Es gibt bereits Strukturen und Erfahrungen in Schleswig-Holstein, auf die man zurückgreifen könnte bzw. wie man eine solche Tätigkeit beschreiben oder begrifflich abgrenzen könnte:

Das Bildungsministerium in Schleswig-Holstein brachte in 2010 eine „Handreichung für Assistentinnen und Assistenten an Schulen“ heraus.

In der 16. Wahlperiode erteilte die Landesregierung Auskunft zum Einsatz von „Schulassistenten“ (Drucksache 16/1970 des Schleswig-Holsteinischen Landtags): Es wurden „im Rahmen des Modellvorhabens ‚Einsatz von Schulassistenten zur Entlastung von Schulleitungen und Lehrkräften an Schulen des Landes Schleswig-Holstein‘ im Zeitraum vom 01.05.2000 bis 31.12.2005 insgesamt vier tariflich vergütete Verwaltungskräfte vornehmlich im IT-Bereich sowie für Verwaltungsaufgaben an Schulen eingesetzt“. Hier zeigt sich allerdings, dass das Berufsbild „Schulassistent“ nicht die gleiche Bedeutung trägt, wie das einer pädagogischen Assistenz (vgl. auch „Schulassistenten und -assistentinnen an allgemeinbildenden und berufsbildenden Schulen“ in http://berufenet.arbeitsagentur.de/).

Ideal wäre es aber gewesen, wenn das LSG anerkannt hätte, dass auch eine pädagogische Unterstützung im geringen Umfang unschädlich wäre.

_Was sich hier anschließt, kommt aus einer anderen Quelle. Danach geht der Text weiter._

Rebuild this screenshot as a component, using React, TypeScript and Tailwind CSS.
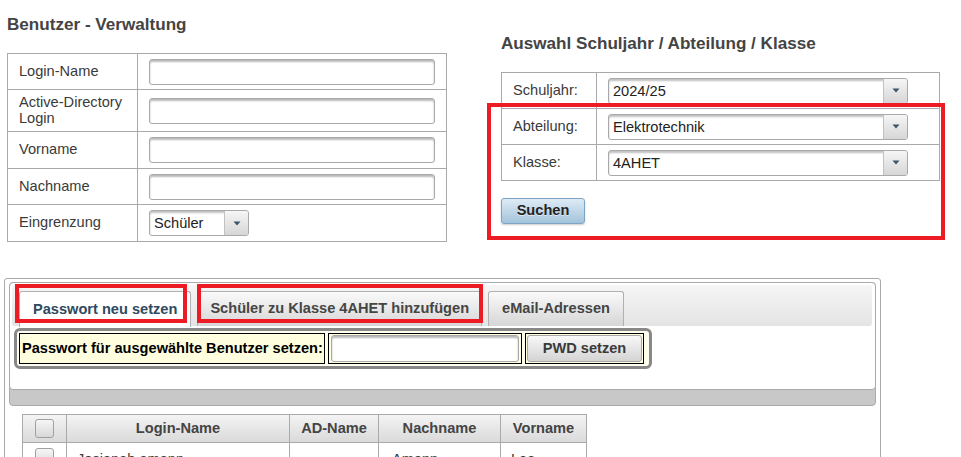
import React from 'react';

const inputCls =
    'h-[26px] w-[286px] rounded-[3px] border border-[#a9a9a9] bg-white shadow-[inset_0_2px_2px_rgba(0,0,0,0.28)]';

const Arrow = () => (
    <svg width="8" height="5" viewBox="0 0 8 5">
        <path d="M0.5 0.5h7L4 4.5z" fill="#3d5568" />
    </svg>
);

interface SelectProps {
    value: string;
    width: string;
}

const Select: React.FC<SelectProps> = ({ value, width }) => (
    <div
        className={`flex h-[26px] ${width} overflow-hidden rounded-[3px] border border-[#a9a9a9] bg-white shadow-[inset_0_2px_2px_rgba(0,0,0,0.25)]`}
    >
        <span className="flex-1 truncate pl-[4px] leading-[24px] text-[#222]">{value}</span>
        <span className="flex w-[24px] items-center justify-center border-l border-[#c2c2c2] bg-gradient-to-b from-[#f6f6f6] to-[#d6d6d6]">
            <Arrow />
        </span>
    </div>
);

const Checkbox = () => (
    <div className="mx-auto h-[19px] w-[19px] rounded-[3px] border border-[#a0a0a0] bg-gradient-to-b from-[#f6f6f6] to-[#d8d8d8]" />
);

export default function App() {
    const userRows: { label: React.ReactNode; h: string; field: React.ReactNode }[] = [
        { label: 'Login-Name', h: 'h-[36px]', field: <div className={inputCls} /> },
        {
            label: (
                <>
                    Active-Directory
                    <br />
                    Login
                </>
            ),
            h: 'h-[42px]',
            field: <div className={inputCls} />,
        },
        { label: 'Vorname', h: 'h-[37px]', field: <div className={inputCls} /> },
        { label: 'Nachname', h: 'h-[36px]', field: <div className={inputCls} /> },
        { label: 'Eingrenzung', h: 'h-[37px]', field: <Select value="Schüler" width="w-[100px]" /> },
    ];

    const selectRows = [
        { label: 'Schuljahr:', value: '2024/25' },
        { label: 'Abteilung:', value: 'Elektrotechnik' },
        { label: 'Klasse:', value: '4AHET' },
    ];

    const students = [
        { login: 'Josianah amann', ad: '', last: 'Amann', first: 'Lea' },
        { login: 'Jonas bauer', ad: '', last: 'Bauer', first: 'Jonas' },
    ];

    return (
        <div className="relative h-[457px] w-[961px] overflow-hidden bg-white font-['Liberation_Sans',Arial,sans-serif] text-[14.6px] text-[#3a3a3a]">
            {/* Top area */}
            <div className="flex">
                {/* Benutzer - Verwaltung */}
                <div className="w-[447px] pl-[7px] pt-[15px]">
                    <h3 className="text-[17.1px] font-bold leading-[19px] text-[#444]">Benutzer - Verwaltung</h3>
                    <table className="mt-[19px] w-[440px] table-fixed border-collapse">
                        <colgroup>
                            <col className="w-[130px]" />
                            <col />
                        </colgroup>
                        <tbody>
                            {userRows.map((r, i) => (
                                <tr key={i} className={r.h}>
                                    <td className="border border-[#aaa] px-[11px] leading-[15.5px]">{r.label}</td>
                                    <td className="border border-[#aaa] px-[11px]">{r.field}</td>
                                </tr>
                            ))}
                        </tbody>
                    </table>
                </div>

                {/* Auswahl */}
                <div className="ml-[54px] w-[440px] pt-[34px]">
                    <h3 className="text-[17.1px] font-bold leading-[19px] text-[#444]">
                        Auswahl Schuljahr / Abteilung / Klasse
                    </h3>
                    <table className="mt-[19px] w-[439px] table-fixed border-collapse">
                        <colgroup>
                            <col className="w-[95px]" />
                            <col />
                        </colgroup>
                        <tbody>
                            {selectRows.map((r) => (
                                <tr key={r.label} className="h-[36px]">
                                    <td className="border border-[#aaa] px-[11px]">{r.label}</td>
                                    <td className="border border-[#aaa] px-[11px]">
                                        <Select value={r.value} width="w-[300px]" />
                                    </td>
                                </tr>
                            ))}
                        </tbody>
                    </table>
                    <button className="mt-[17px] h-[26px] w-[84px] rounded-[3px] border border-[#7ea5c3] bg-gradient-to-b from-[#deebf5] to-[#a2c3db] font-bold text-[#222] shadow-[0_1px_2px_rgba(0,0,0,0.2)] [text-shadow:0_1px_0_rgba(255,255,255,0.6)]">
                        Suchen
                    </button>
                </div>
            </div>

            {/* Bottom panel */}
            <div className="ml-[4px] mt-[36px] h-[300px] w-[877px] rounded-[3px] border border-[#aaa] px-[4px] pt-[3px]">
                <div className="rounded-[4px] border border-[#aaa] bg-[#c8c8c8] pb-[16px]">
                    <div className="-m-px rounded-[4px] border border-[#aaa] bg-white">
                        {/* Tabs header */}
                        <div className="ml-[2px] mr-[3px] mt-[2px] flex h-[41px] items-end gap-[6px] rounded-[3px] bg-gradient-to-b from-[#f6f6f6] to-[#e4e4e4] pl-[7px]">
                            <div className="-mb-px flex h-[36px] items-center rounded-t-[3px] border border-b-0 border-[#b0b0b0] bg-white px-[13px] font-bold text-[#2f4a5e]">
                                Passwort neu setzen
                            </div>
                            <div className="flex h-[35px] items-center rounded-t-[3px] border border-b-0 border-[#b0b0b0] bg-gradient-to-b from-[#fafafa] to-[#d6d6d6] px-[12px] font-bold text-[#454545]">
                                Schüler zu Klasse 4AHET hinzufügen
                            </div>
                            <div className="flex h-[35px] items-center rounded-t-[3px] border border-b-0 border-[#b0b0b0] bg-gradient-to-b from-[#fafafa] to-[#d6d6d6] px-[13px] font-bold text-[#454545]">
                                eMail-Adressen
                            </div>
                        </div>

                        {/* Tab content */}
                        <div className="h-[63px] px-[4px] pt-[2px]">
                            <div className="flex w-[638px] gap-[3px] rounded-[6px] border-[3px] border-[#888] bg-[#fffff0] p-[2px]">
                                <div className="flex h-[31px] w-[306px] items-center whitespace-nowrap border border-black bg-[#ffffe0] px-[2px] font-bold text-black">
                                    Passwort für ausgewählte Benutzer setzen:
                                </div>
                                <div className="flex h-[31px] w-[194px] items-center border border-black bg-[#ffffe0] px-[2px]">
                                    <div className="h-[27px] w-full rounded-[3px] border border-[#a9a9a9] bg-white shadow-[inset_0_2px_2px_rgba(0,0,0,0.28)]" />
                                </div>
                                <div className="flex h-[31px] w-[119px] items-center border border-black bg-[#ffffe0] px-[1px]">
                                    <button className="h-[27px] w-full rounded-[3px] border border-[#a9a9a9] bg-gradient-to-b from-[#f8f8f8] to-[#d4d4d4] font-bold text-[#3a3a3a]">
                                        PWD setzen
                                    </button>
                                </div>
                            </div>
                        </div>
                    </div>
                </div>

                {/* Students table */}
                <table className="ml-[13px] mt-[8px] w-[565px] table-fixed border-collapse">
                    <colgroup>
                        <col className="w-[44px]" />
                        <col className="w-[223px]" />
                        <col className="w-[89px]" />
                        <col className="w-[122px]" />
                        <col />
                    </colgroup>
                    <thead>
                        <tr className="h-[28px] bg-gradient-to-b from-[#f4f4f4] to-[#d9d9d9] font-bold text-[#444]">
                            <th className="border border-[#aaa]">
                                <Checkbox />
                            </th>
                            <th className="border border-[#aaa] text-center">Login-Name</th>
                            <th className="border border-[#aaa] text-center">AD-Name</th>
                            <th className="border border-[#aaa] text-center">Nachname</th>
                            <th className="border border-[#aaa] text-center">Vorname</th>
                        </tr>
                    </thead>
                    <tbody>
                        {students.map((s) => (
                            <tr key={s.login} className="h-[30px] align-top">
                                <td className="border border-[#aaa] pt-[5px]">
                                    <Checkbox />
                                </td>
                                <td className="border border-[#aaa] px-[10px] pt-[6px]">{s.login}</td>
                                <td className="border border-[#aaa] px-[10px] pt-[6px]">{s.ad}</td>
                                <td className="border border-[#aaa] px-[13px] pt-[6px]">{s.last}</td>
                                <td className="border border-[#aaa] px-[10px] pt-[6px]">{s.first}</td>
                            </tr>
                        ))}
                    </tbody>
                </table>
            </div>

            {/* Red annotation frames */}
            <div className="pointer-events-none absolute left-[487px] top-[103px] h-[137px] w-[458px] border-[4px] border-[#ed1c24]" />
            <div className="pointer-events-none absolute left-[15px] top-[284px] h-[39px] w-[172px] border-[4px] border-[#ed1c24]" />
            <div className="pointer-events-none absolute left-[197px] top-[284px] h-[39px] w-[286px] border-[4px] border-[#ed1c24]" />
        </div>
    );
}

Dann würden zwar die Kosten weiterhin aus Mitteln der Sozialhilfe kommen, aber so würde man sich den bürokratischen Anpassungsprozess ersparen.

CGS



PS:

Das LSG Baden-Württemberg hat eine etwas andere Ansicht vertreten (vgl. Beschluss vom 3.6.2013 – Az. L 7 SO 1931/13 ER). In diesem Fall ging es um den Anspruch von Schulbegleitung für Kinder an Sonderschulen. Das Gericht bejahte den Anspruch und stellt sogar fest, dass pädagogische Anteile in der unterstützenden Arbeit der Integrationsassistenz nicht abträglich sind, wenn der Gesamtzusammenhang (d.h. summarische Betrachtung) untersucht wird. Hierzu gehörte, dass aus dem Schulbericht klar die Unmöglichkeit zur Leistung von Assistenzmaßnahmen hervorging. Demzufolge hatte der Antragssteller Anspruch auf Hilfen zu einer angemessenen Schulbildung nach §§ 53, 54 Abs. 1 S. 1 Nr. 1 SGB XII in Form eines qualifizierten Schulbegleiters.